Measure Complexity Explanation
Time O(n) Single pass over array with factorial precomputation
Space O(n) Factorial array up to n

The linear scan is sufficient for n up to 10^6, and memory usage remains within limits since only a single array of factorials is stored.

Test Cases

import sys, io

def run(inp: str) -> str:
    sys.stdin = io.StringIO(inp)
    from math import factorial

    MOD = 1000000007

    n = int(input())
    a = list(map(int, input().split()))

    fact = [1] * (n + 1)
    for i in range(1, n + 1):
        fact[i] = fact[i - 1] * i % MOD

    ans = 1
    i = 0
    while i < n:
        if a[i] == 0:
            i += 1
            continue
        j = i
        has_one = False
        while j < n and a[j] != 0:
            if a[j] == 1:
                has_one = True
            j += 1
        length = j - i
        if length > 0:
            if has_one:
                ans = ans * fact[length] % MOD
            else:
                ans = ans * fact[length - 1] % MOD
        i = j

    return str(ans)

# provided sample
assert run("5\n1 2 2 1 2\n") == "120"

# minimum case
assert run("1\n0\n") == "1"

# all equal 2
assert run("4\n2 2 2 2\n") == "6"

# split by zero
assert run("5\n1 0 2 2 1\n") == "2"

# single path
assert run("3\n1 1 1\n") == "6"
Test input Expected output What it validates
1 0 2 2 1 2 segmentation by zero
2 2 2 2 6 cycle behavior
1 1 1 6 full path factorial

Edge Cases

When the array contains isolated zeros, each zero forces a trivial component of size one. The algorithm skips these immediately, producing a multiplicative identity contribution of 1, matching the fact that a fixed ball cannot move.

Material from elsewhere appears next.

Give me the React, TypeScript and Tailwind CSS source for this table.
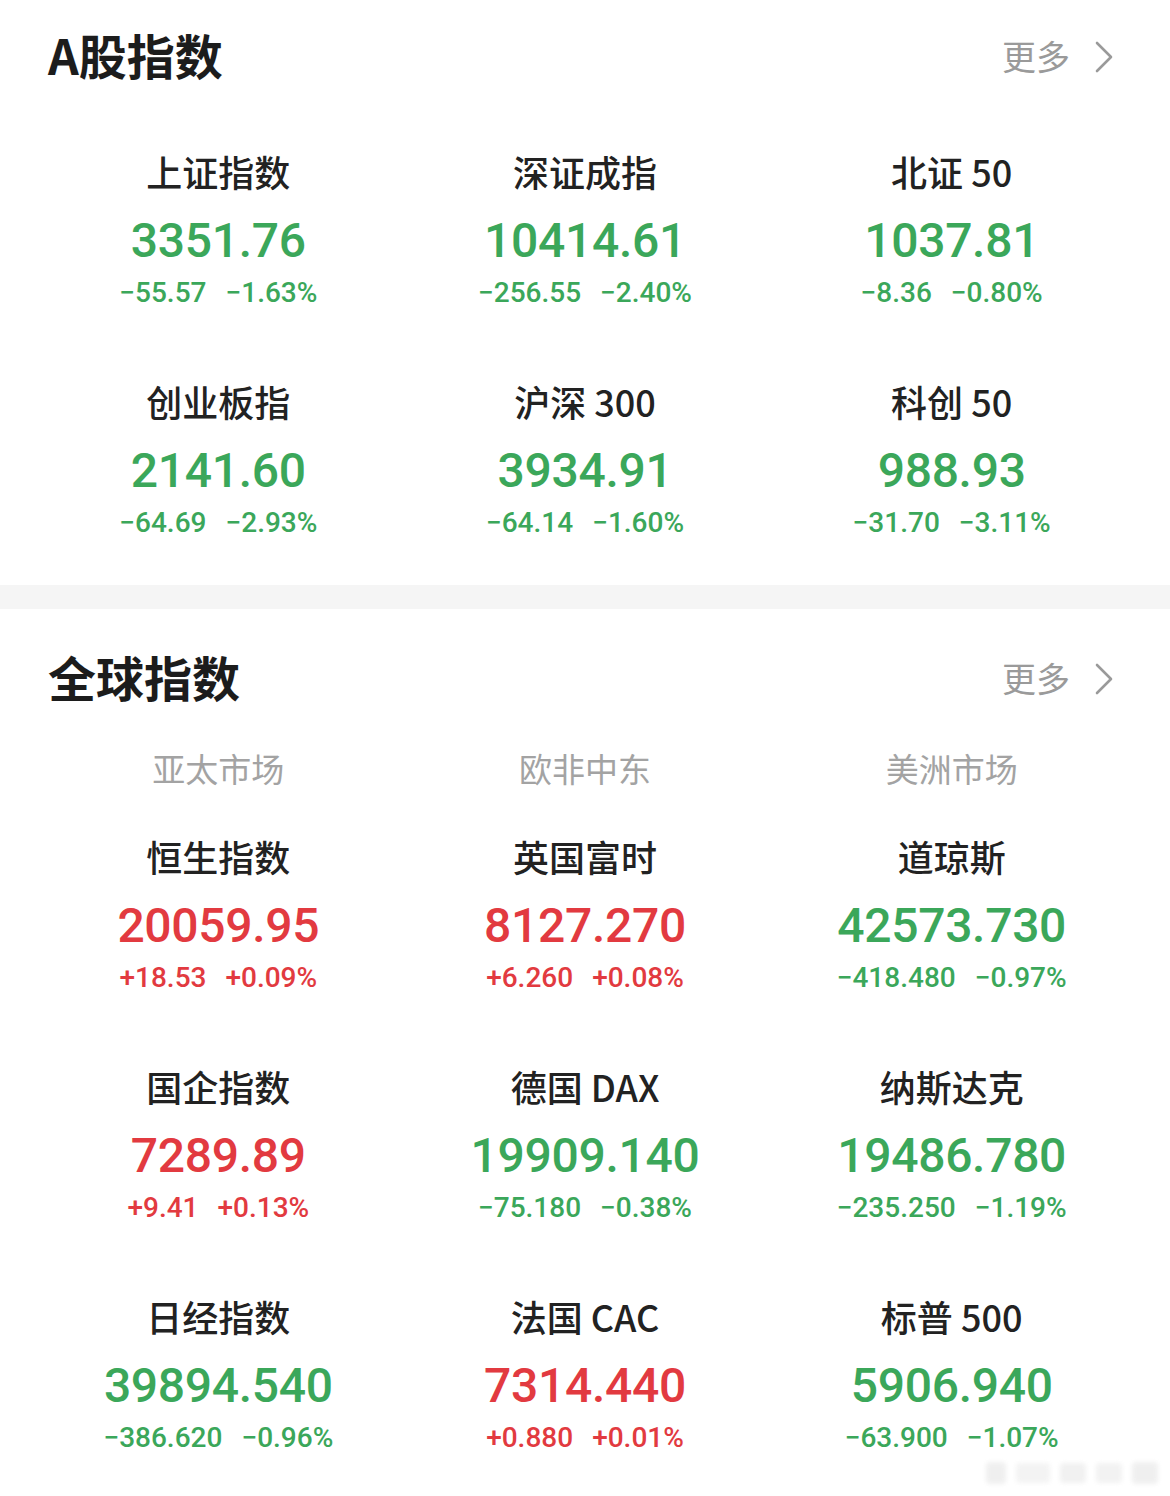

For a fully uniform array of twos, the scan produces a single segment with no endpoints. The algorithm treats it as a cycle and multiplies by (n − 1)!. This matches the structural interpretation that without degree-1 nodes, the structure closes into a cycle and loses one degree of freedom.

When all values are ones, every segment becomes a path. The algorithm computes n! directly, reflecting that endpoints force a linear ordering without cyclic symmetry.